Given data -
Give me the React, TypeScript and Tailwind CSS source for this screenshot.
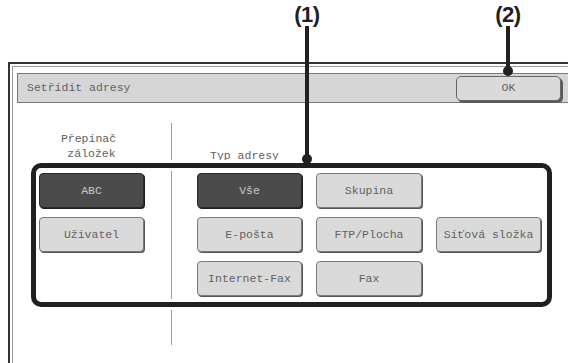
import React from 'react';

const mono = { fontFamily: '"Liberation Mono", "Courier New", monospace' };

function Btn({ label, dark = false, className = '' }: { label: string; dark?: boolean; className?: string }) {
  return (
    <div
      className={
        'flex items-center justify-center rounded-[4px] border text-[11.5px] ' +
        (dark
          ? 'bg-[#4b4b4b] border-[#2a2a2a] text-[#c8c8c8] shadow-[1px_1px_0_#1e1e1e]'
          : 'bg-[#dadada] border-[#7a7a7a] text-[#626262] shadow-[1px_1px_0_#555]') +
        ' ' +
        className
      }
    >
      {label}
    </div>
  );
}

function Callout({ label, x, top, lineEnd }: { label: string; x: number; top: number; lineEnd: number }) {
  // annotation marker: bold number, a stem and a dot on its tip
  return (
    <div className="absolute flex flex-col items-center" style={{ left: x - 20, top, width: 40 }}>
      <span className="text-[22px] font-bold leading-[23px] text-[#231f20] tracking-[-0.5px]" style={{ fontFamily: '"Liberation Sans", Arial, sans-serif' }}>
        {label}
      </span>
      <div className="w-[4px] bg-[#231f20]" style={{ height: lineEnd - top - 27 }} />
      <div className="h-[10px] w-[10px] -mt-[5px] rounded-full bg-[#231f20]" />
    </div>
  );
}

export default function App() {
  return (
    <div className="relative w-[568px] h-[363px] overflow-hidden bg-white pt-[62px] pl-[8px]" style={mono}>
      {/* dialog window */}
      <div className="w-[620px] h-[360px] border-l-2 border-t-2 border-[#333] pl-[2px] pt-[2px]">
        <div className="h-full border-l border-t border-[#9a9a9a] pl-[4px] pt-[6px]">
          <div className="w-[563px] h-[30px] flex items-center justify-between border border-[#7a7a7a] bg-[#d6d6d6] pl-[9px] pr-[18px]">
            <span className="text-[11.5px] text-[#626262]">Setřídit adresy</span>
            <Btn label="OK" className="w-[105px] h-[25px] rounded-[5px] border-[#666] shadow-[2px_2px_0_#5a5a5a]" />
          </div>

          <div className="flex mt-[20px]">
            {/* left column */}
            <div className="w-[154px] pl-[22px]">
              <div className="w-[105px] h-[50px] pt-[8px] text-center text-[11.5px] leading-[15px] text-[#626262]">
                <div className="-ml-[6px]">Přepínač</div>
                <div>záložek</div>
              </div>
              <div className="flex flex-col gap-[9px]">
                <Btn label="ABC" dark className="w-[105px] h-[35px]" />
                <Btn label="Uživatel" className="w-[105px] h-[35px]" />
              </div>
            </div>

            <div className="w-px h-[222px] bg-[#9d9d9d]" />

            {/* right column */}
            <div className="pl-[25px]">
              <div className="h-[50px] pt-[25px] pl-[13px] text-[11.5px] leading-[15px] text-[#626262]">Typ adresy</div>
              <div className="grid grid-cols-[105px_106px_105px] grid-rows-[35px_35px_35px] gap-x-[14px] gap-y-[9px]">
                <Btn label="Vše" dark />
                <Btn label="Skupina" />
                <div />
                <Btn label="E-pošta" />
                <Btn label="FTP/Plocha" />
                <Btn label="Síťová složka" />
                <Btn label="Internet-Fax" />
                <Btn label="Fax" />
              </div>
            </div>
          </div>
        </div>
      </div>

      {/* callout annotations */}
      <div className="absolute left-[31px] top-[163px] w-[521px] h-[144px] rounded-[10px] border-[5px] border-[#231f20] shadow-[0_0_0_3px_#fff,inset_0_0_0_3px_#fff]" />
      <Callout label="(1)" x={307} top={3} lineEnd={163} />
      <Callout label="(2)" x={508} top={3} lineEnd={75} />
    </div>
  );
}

* * *

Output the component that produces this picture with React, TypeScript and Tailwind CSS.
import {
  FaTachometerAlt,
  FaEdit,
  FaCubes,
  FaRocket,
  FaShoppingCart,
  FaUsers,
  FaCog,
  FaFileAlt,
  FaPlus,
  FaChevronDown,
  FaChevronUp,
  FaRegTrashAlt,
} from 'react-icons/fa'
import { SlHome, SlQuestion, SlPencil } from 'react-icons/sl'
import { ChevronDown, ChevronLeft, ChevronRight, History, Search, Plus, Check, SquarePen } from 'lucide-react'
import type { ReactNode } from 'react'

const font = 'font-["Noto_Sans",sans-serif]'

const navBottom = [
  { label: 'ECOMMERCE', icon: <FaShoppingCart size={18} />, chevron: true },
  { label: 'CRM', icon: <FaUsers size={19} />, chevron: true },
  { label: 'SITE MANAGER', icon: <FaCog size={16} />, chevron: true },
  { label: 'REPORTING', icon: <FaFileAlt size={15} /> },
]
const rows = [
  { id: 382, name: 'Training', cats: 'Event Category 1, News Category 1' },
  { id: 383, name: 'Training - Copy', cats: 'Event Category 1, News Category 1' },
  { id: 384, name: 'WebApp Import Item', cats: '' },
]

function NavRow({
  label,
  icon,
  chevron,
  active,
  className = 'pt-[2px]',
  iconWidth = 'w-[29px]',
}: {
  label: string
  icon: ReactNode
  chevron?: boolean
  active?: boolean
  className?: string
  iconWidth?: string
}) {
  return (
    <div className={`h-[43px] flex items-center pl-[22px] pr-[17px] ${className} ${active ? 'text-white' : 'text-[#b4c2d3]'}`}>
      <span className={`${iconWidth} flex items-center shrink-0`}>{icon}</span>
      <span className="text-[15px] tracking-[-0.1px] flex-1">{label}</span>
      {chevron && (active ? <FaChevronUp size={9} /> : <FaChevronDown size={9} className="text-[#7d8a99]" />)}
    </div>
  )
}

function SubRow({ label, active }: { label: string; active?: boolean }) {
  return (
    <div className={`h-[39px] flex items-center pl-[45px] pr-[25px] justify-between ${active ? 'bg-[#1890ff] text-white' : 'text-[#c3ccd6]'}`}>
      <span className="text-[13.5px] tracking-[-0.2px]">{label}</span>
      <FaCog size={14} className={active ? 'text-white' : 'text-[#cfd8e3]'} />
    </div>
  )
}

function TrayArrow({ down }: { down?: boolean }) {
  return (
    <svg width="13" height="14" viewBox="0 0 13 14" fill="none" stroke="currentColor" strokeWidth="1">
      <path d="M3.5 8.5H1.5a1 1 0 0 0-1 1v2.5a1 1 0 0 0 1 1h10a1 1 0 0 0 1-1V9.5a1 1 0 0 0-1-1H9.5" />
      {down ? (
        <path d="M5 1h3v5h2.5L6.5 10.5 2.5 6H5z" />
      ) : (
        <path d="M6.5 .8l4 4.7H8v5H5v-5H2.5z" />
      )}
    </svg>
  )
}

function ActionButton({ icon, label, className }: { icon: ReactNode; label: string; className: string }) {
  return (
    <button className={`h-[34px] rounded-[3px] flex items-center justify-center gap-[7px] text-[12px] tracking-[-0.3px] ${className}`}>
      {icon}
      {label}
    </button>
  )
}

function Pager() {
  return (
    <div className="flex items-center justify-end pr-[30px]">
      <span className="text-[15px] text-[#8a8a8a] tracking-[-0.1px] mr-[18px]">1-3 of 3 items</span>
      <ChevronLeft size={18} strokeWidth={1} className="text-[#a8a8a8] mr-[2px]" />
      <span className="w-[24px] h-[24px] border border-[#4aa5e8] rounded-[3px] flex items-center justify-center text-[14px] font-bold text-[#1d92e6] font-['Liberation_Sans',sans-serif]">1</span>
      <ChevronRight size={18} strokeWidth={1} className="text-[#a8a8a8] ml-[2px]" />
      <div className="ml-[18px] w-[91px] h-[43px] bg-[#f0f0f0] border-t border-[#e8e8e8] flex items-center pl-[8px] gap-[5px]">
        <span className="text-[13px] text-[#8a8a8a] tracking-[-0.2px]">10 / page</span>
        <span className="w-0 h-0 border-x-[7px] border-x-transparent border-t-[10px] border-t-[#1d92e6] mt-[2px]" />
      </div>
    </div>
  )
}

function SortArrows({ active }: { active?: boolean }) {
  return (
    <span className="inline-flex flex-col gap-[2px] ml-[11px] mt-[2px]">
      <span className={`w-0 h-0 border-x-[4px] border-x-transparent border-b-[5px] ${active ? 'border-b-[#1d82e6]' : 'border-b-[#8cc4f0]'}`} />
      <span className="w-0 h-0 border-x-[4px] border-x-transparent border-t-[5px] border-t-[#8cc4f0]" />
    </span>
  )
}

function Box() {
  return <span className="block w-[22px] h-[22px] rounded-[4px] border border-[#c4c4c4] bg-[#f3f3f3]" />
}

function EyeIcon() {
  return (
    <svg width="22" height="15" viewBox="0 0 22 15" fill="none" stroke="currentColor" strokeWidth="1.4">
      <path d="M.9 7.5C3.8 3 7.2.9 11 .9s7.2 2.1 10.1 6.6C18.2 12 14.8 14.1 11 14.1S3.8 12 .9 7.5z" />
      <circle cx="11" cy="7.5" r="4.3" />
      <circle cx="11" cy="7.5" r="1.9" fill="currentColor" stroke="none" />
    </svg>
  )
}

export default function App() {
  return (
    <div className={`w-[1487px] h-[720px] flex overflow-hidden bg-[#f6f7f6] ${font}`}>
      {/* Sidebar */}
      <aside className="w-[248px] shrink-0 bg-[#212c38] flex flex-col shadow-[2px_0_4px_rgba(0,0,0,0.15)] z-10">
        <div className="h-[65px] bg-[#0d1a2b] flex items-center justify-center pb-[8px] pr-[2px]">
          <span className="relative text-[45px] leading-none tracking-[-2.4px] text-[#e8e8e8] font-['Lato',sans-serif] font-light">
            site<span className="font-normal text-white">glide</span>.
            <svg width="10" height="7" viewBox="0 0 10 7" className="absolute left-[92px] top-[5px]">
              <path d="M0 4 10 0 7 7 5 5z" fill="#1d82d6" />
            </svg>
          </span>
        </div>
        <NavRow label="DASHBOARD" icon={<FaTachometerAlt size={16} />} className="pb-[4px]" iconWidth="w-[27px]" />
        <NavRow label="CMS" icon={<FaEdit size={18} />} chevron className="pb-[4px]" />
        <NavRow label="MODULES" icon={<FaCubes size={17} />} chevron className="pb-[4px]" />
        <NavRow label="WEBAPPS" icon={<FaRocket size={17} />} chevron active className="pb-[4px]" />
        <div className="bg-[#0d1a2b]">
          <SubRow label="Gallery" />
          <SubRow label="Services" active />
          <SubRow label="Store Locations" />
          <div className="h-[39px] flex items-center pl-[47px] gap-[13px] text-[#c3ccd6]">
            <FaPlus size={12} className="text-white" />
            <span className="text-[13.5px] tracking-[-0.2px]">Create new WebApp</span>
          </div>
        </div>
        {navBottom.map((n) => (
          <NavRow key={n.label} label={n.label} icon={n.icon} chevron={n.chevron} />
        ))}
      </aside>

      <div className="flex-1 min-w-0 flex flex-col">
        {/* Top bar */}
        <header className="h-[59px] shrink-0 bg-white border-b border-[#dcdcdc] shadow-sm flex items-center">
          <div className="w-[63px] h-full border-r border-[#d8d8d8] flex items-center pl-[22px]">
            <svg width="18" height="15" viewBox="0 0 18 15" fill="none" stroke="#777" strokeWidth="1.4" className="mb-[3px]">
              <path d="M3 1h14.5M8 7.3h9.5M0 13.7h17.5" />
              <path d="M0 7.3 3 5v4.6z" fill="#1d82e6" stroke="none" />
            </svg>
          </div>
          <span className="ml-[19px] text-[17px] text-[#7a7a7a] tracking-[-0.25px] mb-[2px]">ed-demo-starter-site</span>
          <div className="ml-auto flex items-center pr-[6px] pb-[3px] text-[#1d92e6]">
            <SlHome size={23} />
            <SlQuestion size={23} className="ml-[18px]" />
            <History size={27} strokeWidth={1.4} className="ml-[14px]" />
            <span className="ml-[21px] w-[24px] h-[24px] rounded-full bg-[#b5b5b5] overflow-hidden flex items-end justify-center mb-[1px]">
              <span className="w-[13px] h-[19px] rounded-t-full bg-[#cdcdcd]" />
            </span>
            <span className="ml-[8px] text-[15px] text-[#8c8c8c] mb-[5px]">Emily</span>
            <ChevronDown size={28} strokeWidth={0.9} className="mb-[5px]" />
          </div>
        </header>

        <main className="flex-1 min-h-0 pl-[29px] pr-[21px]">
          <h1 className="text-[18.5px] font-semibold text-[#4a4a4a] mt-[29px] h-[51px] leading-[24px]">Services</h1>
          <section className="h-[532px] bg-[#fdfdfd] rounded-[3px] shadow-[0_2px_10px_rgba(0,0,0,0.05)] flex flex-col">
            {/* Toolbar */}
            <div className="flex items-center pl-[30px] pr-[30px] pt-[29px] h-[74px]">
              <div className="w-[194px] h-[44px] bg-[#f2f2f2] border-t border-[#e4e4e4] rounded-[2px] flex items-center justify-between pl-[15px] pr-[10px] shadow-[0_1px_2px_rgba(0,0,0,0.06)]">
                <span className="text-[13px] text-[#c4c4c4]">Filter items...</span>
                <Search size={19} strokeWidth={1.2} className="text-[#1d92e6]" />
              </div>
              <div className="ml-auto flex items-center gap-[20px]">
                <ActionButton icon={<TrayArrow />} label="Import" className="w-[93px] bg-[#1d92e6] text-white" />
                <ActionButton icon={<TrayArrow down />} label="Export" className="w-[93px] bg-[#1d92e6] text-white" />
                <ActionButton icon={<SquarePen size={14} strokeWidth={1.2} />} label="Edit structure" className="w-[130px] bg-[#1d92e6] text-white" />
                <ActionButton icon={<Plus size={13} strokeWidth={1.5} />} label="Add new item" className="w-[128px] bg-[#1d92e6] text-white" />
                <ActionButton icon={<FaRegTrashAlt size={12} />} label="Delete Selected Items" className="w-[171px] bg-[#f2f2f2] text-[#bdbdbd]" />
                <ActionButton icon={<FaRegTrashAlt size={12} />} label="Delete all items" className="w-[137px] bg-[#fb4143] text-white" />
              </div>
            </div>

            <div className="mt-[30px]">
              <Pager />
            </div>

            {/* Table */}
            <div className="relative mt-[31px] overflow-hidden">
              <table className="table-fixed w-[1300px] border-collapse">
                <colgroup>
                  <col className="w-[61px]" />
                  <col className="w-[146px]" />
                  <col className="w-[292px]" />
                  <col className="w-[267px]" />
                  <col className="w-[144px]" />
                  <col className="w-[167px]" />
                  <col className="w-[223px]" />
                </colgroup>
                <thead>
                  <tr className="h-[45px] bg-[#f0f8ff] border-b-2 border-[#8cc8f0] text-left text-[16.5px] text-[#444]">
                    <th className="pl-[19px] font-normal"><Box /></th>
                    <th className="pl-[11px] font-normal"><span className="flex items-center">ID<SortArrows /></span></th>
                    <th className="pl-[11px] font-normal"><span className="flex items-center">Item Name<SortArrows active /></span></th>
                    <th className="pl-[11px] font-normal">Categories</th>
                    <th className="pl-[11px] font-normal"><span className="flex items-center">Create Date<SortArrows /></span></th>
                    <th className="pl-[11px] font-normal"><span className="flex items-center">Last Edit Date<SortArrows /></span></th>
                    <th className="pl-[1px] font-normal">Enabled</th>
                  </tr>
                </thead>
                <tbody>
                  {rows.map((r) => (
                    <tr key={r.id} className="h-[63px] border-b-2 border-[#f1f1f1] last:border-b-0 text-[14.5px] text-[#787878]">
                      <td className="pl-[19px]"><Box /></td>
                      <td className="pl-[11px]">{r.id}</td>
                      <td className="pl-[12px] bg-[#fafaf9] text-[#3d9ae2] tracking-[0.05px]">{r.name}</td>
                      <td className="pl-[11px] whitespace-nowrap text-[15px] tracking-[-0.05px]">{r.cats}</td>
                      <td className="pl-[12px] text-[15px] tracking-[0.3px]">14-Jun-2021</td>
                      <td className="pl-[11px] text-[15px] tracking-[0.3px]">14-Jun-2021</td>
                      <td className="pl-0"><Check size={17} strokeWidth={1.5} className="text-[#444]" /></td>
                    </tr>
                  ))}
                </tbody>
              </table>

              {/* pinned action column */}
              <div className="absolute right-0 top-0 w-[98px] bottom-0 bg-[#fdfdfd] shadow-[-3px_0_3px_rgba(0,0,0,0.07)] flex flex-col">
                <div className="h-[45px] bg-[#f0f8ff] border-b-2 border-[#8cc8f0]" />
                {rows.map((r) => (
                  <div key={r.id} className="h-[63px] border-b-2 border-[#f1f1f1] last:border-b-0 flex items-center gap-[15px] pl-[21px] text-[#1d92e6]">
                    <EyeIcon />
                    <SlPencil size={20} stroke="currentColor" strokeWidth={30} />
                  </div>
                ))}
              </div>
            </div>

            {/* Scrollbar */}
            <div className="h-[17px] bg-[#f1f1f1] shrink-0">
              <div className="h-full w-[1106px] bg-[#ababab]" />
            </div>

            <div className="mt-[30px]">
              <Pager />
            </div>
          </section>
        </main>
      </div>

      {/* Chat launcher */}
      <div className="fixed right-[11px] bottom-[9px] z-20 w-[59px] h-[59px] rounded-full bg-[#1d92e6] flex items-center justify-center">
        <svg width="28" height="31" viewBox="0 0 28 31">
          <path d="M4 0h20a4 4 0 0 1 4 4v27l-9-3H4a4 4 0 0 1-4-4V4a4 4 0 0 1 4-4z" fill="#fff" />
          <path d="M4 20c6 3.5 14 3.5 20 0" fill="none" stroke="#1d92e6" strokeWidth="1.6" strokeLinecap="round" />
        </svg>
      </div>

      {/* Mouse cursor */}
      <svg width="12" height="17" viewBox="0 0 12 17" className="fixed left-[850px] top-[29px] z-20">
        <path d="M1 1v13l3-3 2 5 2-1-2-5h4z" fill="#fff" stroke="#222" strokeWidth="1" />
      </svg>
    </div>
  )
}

...

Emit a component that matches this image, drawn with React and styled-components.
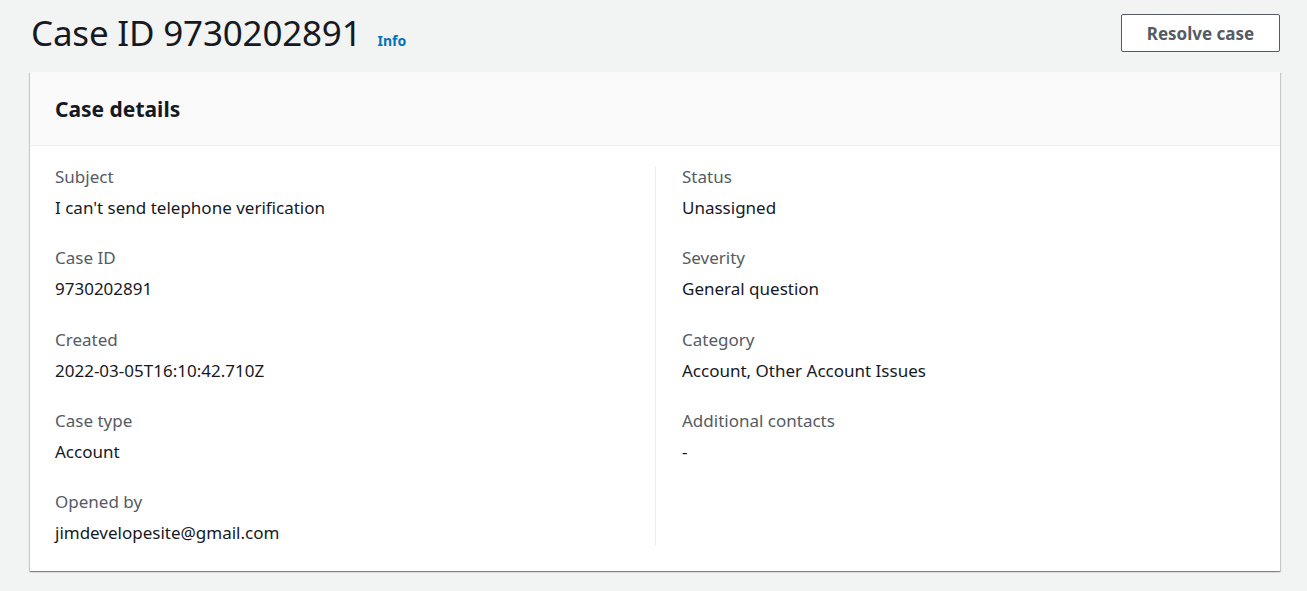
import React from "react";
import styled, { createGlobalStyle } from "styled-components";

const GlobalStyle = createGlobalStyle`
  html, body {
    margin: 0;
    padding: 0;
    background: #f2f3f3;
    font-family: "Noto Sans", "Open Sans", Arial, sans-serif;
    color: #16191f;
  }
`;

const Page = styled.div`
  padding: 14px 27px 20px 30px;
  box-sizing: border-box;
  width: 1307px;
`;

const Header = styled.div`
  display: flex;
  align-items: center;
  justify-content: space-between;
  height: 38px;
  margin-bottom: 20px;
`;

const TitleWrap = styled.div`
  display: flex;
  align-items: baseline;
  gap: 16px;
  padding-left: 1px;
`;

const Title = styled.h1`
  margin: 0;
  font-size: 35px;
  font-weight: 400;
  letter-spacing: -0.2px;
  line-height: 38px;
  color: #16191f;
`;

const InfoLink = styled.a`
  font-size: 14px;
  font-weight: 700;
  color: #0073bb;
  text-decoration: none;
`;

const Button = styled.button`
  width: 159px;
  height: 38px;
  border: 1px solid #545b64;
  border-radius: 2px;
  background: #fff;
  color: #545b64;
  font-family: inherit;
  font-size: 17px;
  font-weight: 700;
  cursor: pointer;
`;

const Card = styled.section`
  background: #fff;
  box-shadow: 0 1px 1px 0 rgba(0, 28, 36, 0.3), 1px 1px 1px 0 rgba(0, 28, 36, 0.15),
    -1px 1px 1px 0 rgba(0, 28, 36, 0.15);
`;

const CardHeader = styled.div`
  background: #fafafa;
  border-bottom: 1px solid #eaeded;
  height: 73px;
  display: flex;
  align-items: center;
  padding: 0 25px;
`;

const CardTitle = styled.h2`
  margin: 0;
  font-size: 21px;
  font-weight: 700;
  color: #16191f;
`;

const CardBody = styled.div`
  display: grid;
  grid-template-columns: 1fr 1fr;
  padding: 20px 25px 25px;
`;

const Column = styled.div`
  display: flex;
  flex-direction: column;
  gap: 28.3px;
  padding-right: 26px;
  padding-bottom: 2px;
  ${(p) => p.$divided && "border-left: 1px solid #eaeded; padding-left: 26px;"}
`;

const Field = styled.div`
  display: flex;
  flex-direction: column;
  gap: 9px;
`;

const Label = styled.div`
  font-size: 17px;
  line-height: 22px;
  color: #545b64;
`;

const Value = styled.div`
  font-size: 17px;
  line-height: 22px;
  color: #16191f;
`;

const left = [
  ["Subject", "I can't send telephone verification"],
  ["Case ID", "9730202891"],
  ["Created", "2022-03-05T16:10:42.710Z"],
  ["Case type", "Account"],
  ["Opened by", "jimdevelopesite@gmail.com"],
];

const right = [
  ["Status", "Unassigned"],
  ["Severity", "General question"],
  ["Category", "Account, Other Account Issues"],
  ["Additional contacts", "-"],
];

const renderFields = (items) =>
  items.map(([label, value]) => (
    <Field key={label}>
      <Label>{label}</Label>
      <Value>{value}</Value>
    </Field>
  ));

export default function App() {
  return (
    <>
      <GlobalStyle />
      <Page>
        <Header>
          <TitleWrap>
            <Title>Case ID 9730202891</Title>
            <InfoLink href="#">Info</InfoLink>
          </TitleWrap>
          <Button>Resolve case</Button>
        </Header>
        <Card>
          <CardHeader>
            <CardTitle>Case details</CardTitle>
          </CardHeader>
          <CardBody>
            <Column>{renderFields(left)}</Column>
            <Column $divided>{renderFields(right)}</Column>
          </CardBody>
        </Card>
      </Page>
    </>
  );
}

Written task - Gather all lines with the string "that" from the data.

Task result -
Output the component that produces this picture with React, TypeScript and Tailwind CSS.
Emit a component that matches this image, drawn with React and styled-components.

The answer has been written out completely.